Simile percorso ha avuto noos, parola dalle radici antiche, greche, che oggi viene riscoperta per descrivere forme di intelligenza collettiva. In un momento in cui la collaborazione fra umani e intelligenze artificiali non è più fantascienza ma realtà quotidiana, parlare di noos significa riflettere su come pensare insieme, costruire insieme, immaginare insieme. Altri termini, come armocromista, arrivano invece dal mondo del lifestyle e raccontano una società sempre più attenta alla cura dell’immagine personale. Ma se fino a ieri la moda si limitava a dettare stili, oggi entra nelle sfumature più intime della nostra identità. L’armocromia, la scelta dei colori più adatti a ciascuno, diventa quasi una forma di empowerment personale, un modo per dichiarare chi si è attraverso tinte e abbinamenti.

Non mancano poi parole che hanno subito una trasformazione di significato. Implosione, ad esempio, è passata in pochi mesi dal vocabolario scientifico a quello sociale e giornalistico. Non implodono più solo stelle o sistemi fisici: oggi implodono carriere, relazioni, modelli di business. È la metafora perfetta di un’epoca in cui i cambiamenti più dirompenti non arrivano dall’esterno, ma nascono da dentro.

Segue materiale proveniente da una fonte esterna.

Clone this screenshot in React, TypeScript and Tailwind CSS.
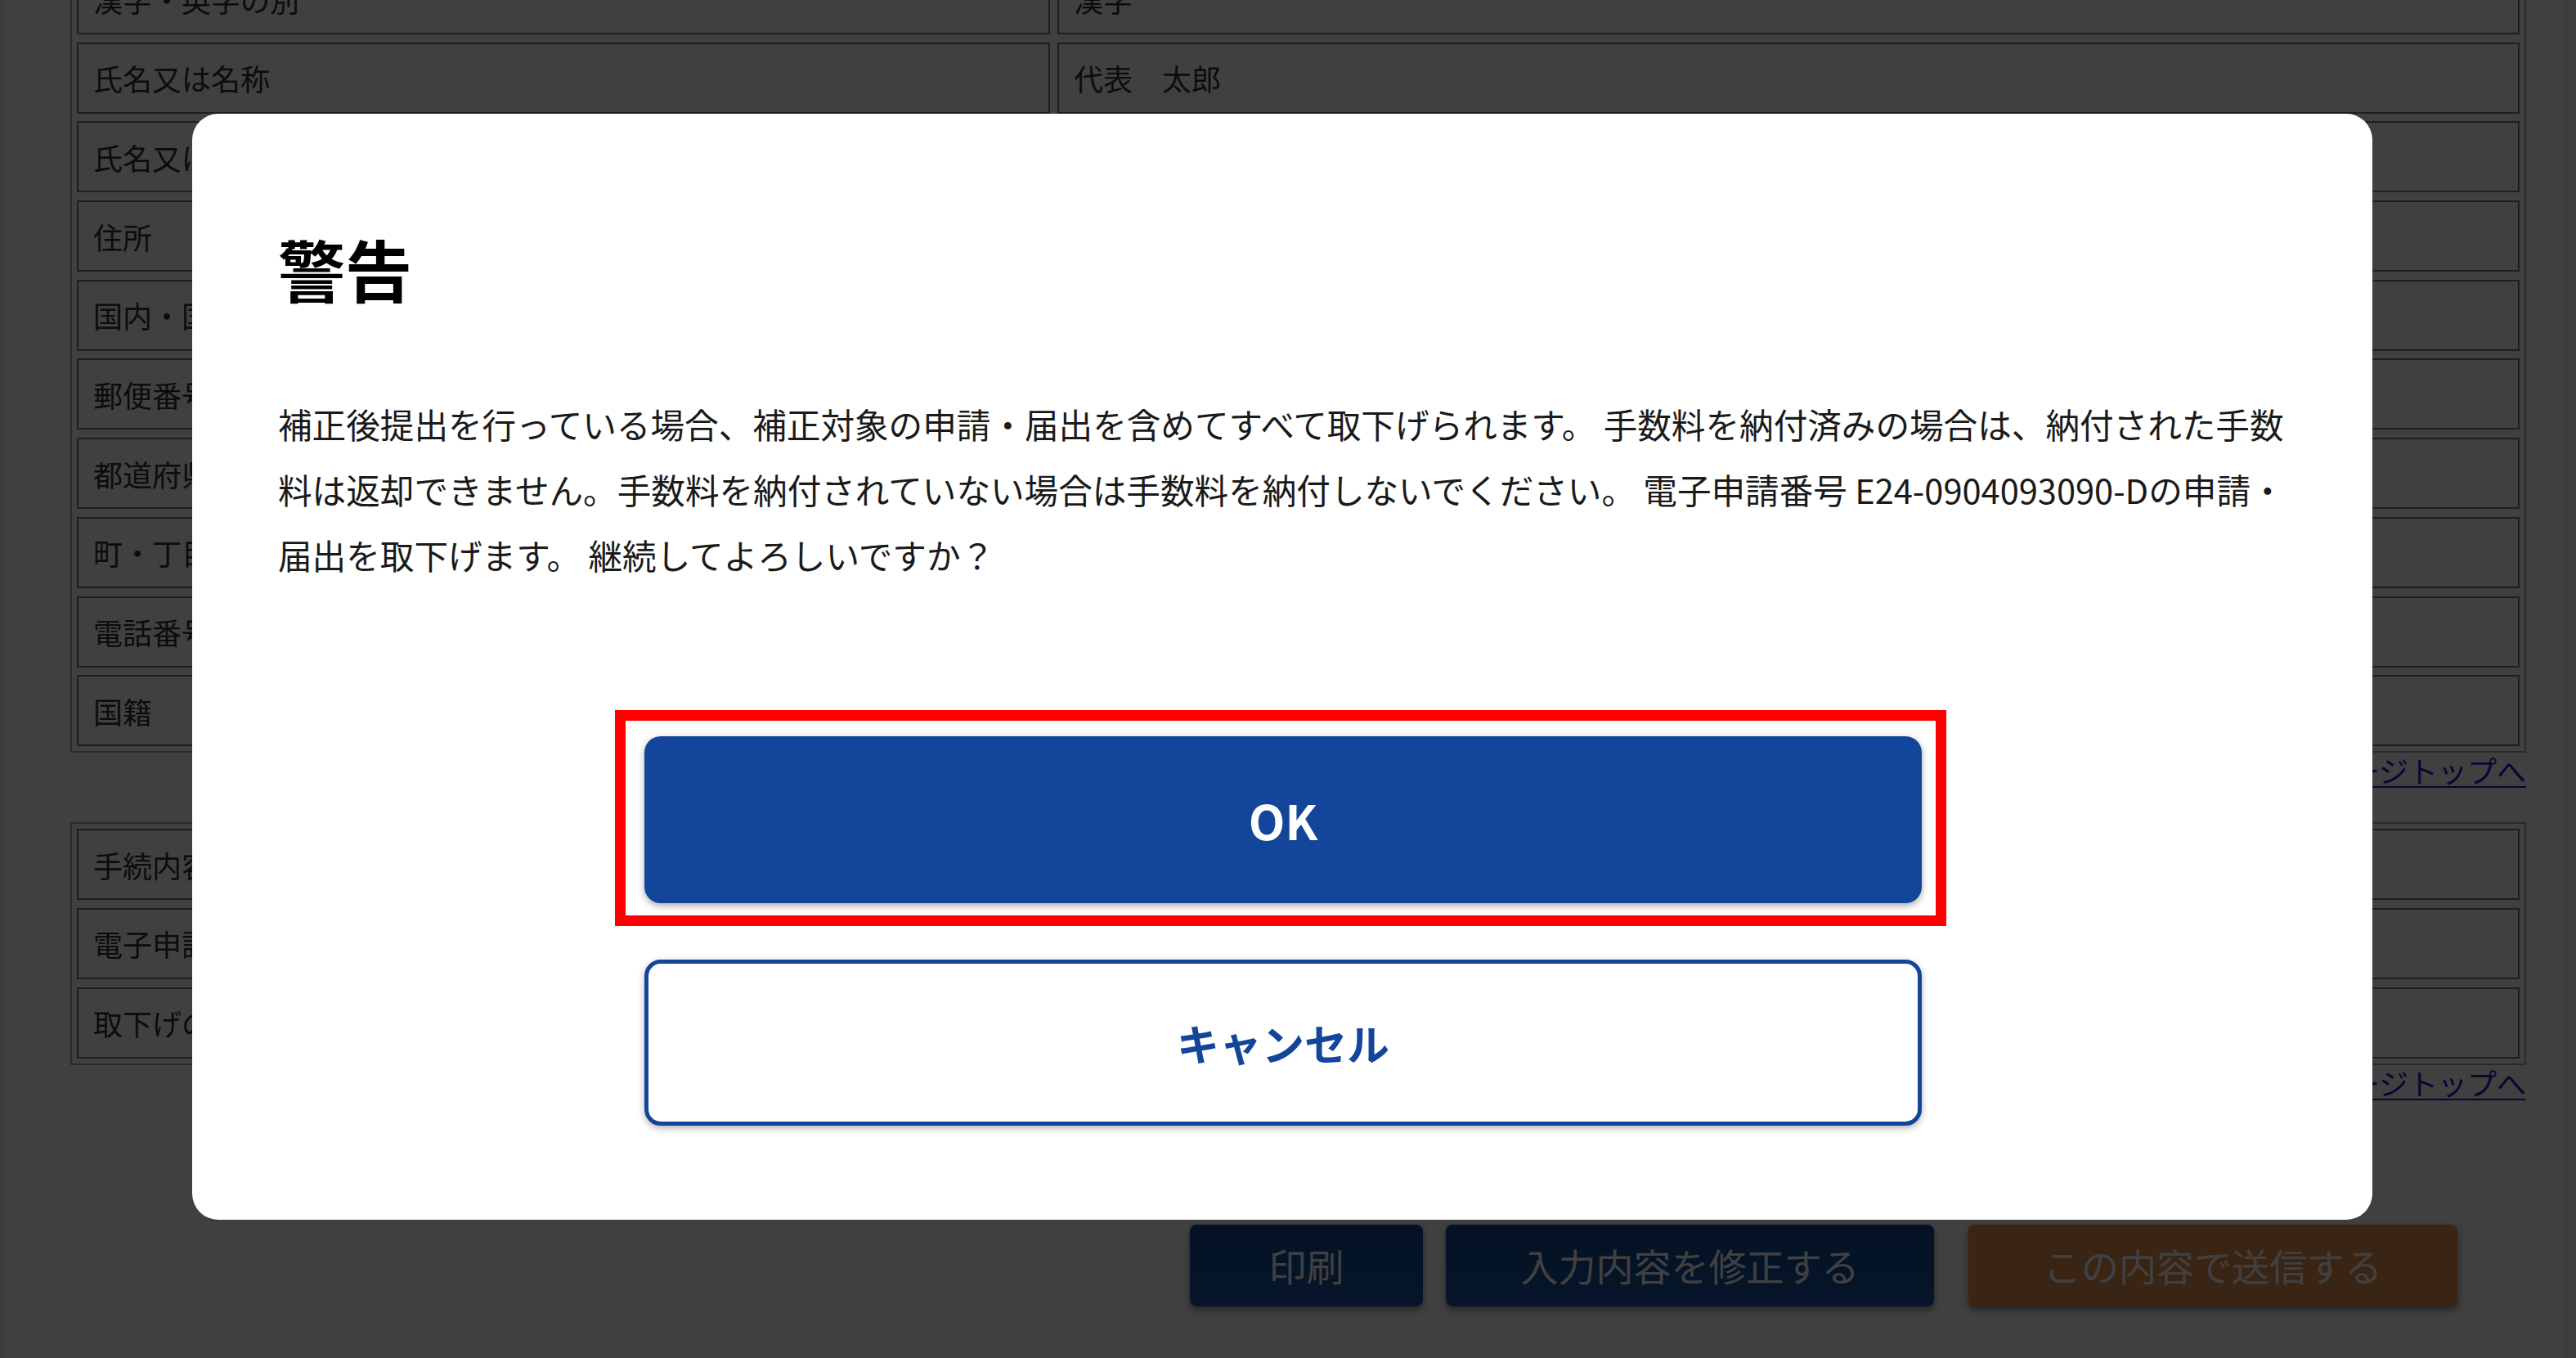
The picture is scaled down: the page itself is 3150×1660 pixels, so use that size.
import React from "react";

const applicantRows: [string, string][] = [
  ["漢字・英字の別", "漢字"],
  ["氏名又は名称", "代表　太郎"],
  ["氏名又は名称（フリガナ）", "ダイヒョウ　タロウ"],
  ["住所", ""],
  ["国内・国外の別", "国内"],
  ["郵便番号", "1000001"],
  ["都道府県", "東京都"],
  ["町・丁目・番地", "千代田区千代田1-1"],
  ["電話番号", "0300000000"],
  ["国籍", "日本"],
];

const procedureRows: [string, string][] = [
  ["手続内容", "取下げ"],
  ["電子申請番号", "E24-0904093090-D"],
  ["取下げの理由", "申請内容の誤り"],
];

function InfoTable({ rows }: { rows: [string, string][] }) {
  return (
    <section className="flex flex-col gap-[9.7px] border-2 border-[#a9a9a9] p-[6px]">
      {rows.map(([label, value]) => (
        <div key={label} className="grid grid-cols-[1190px_1fr] gap-[9px]">
          <div className="flex h-[87px] items-center border-2 border-[#787878] px-[18px] text-[36px]">
            {label}
          </div>
          <div className="flex h-[87px] items-center border-2 border-[#787878] px-[18px] text-[36px]">
            {value}
          </div>
        </div>
      ))}
    </section>
  );
}

function PageTopLink() {
  return (
    <div className="flex justify-end pt-[1px]">
      <a href="#top" className="text-[36px] leading-[40px] text-[#1c1cc8] underline decoration-2 underline-offset-[4px]">
        ページトップへ
      </a>
    </div>
  );
}

export default function App() {
  return (
    <div className="relative h-[1660px] w-[3150px] overflow-hidden bg-white font-['Noto_Sans_CJK_JP','Noto_Sans',sans-serif] text-[#333]">
      {/* page behind the dialog */}
      <div className="flex h-full">
        <div className="w-[4px] bg-[#ececec]" />
        <main className="ml-[82px] mr-[44px] -mt-[53px] flex-1">
          <InfoTable rows={applicantRows} />
          <div className="pb-[44px]">
            <PageTopLink />
          </div>
          <InfoTable rows={procedureRows} />
          <div className="pb-[154px]">
            <PageTopLink />
          </div>
          <div className="mr-[84px] flex justify-end">
            <div className="flex gap-[28px]">
              <button className="h-[100px] w-[285px] rounded-[8px] bg-gradient-to-b from-[#134690] to-[#1a56a6] text-[46px] text-white shadow-[0_4px_8px_rgba(0,0,0,0.45)]">
                印刷
              </button>
              <button className="h-[100px] w-[597px] rounded-[8px] bg-gradient-to-b from-[#134690] to-[#1a56a6] text-[46px] text-white shadow-[0_4px_8px_rgba(0,0,0,0.45)]">
                入力内容を修正する
              </button>
            </div>
            <button className="ml-[42px] h-[100px] w-[598px] rounded-[8px] bg-[#e8904c] text-[46px] text-white shadow-[0_4px_8px_rgba(0,0,0,0.45)]">
              この内容で送信する
            </button>
          </div>
        </main>
        <div className="w-[17px] bg-[#f1f1f1]" />
      </div>

      {/* overlay + dialog */}
      <div className="absolute inset-0 bg-black/75" />
      <div className="absolute inset-0 flex justify-center pt-[139px] pr-[14px]">
        <div className="h-fit w-[2666px] rounded-[32px] bg-white pb-[115px] pl-[105px] pr-[90px] pt-[126px]">
          <h2 className="text-[82px] font-bold leading-[126px] text-black">警告</h2>
          <p className="mt-[87px] text-[41.6px] leading-[80px] text-[#1a1a1a]">
            補正後提出を行っている場合、補正対象の申請・届出を含めてすべて取下げられます。 手数料を納付済みの場合は、納付された手数料は返却できません。手数料を納付されていない場合は手数料を納付しないでください。 電子申請番号 E24-0904093090-Dの申請・届出を取下げます。 継続してよろしいですか？
          </p>
          <div className="mt-[182px] flex flex-col items-center gap-[69px] pr-[13px]">
            <div className="relative">
              <span className="pointer-events-none absolute -bottom-[28px] -left-[36px] -right-[30px] -top-[32px] border-[13px] border-[#ff0000]" />
              <button className="h-[204px] w-[1562px] rounded-[20px] bg-[#13469a] text-[58px] font-bold text-white shadow-[0_3px_8px_rgba(0,0,0,0.35)]">
                OK
              </button>
            </div>
            <button className="h-[203px] w-[1562px] rounded-[20px] border-[5px] border-[#13469a] bg-white text-[52px] font-bold text-[#13469a] shadow-[0_3px_8px_rgba(0,0,0,0.3)]">
              キャンセル
            </button>
          </div>
        </div>
      </div>
    </div>
  );
}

Le parole come specchio (e motore) del cambiamento In ogni nuovo termine che si affaccia nel linguaggio, c’è molto di più di una semplice moda passeggera. Le parole nuove raccontano ansie, speranze, desideri collettivi. Spesso anticipano fenomeni sociali che solo dopo mesi o anni diventeranno evidenti anche agli occhi di chi osserva con attenzione. Il 2025 si presenta come un anno di grande fermento lessicale, in cui convivono parole nate nei laboratori di ricerca, nei movimenti sociali, nelle community online. Un lessico fluido, ibrido, dove inglesismi e neologismi convivono con riscopert​e dal passato, in un continuo gioco di mescolanze. Questa trasformazione del linguaggio ha effetti profondi anche sulla comunicazione pubblica, sul marketing, sulla politica. Non basta più scegliere le parole giuste per vendere un prodotto o sostenere un’idea: bisogna intuire in anticipo quali termini risuoneranno nelle corde profonde delle persone. Quali parole sapranno non solo descrivere il presente, ma orientarlo, indicare nuove direzioni, aprire possibilità.

Ed è qui che il linguaggio diventa, ancora una volta, un campo di battaglia e di invenzione. Non è un caso che molte delle parole nuove del 2025 nascano sui social network, nei forum, nei gruppi chiusi di appassionati, molto prima di essere riconosciute dai dizionari ufficiali. Il linguaggio vive dove si costruiscono comunità, dove si sperimentano identità, dove si cercano nuovi modi per dire quello che ancora non si sa dire bene. Alla fine, ogni parola nuova è un atto di coraggio collettivo. È il tentativo di dare forma a qualcosa che sta cambiando. A volte sono parole che resistono, altre volte evaporano come mode passeggere. Ma tutte, nel bene e nel male, lasciano una traccia.

Il 2025, da questo punto di vista, sarà ricordato come un anno fertile. Un anno in cui abbiamo osato dire cose nuove, cercando di capire chi siamo diventati e chi stiamo ancora cercando di diventare. Perché il linguaggio, prima ancora di raccontare il mondo, lo costruisce. E mai come oggi, costruire il futuro passa anche, e soprattutto, dalle parole che scegliamo di inventare.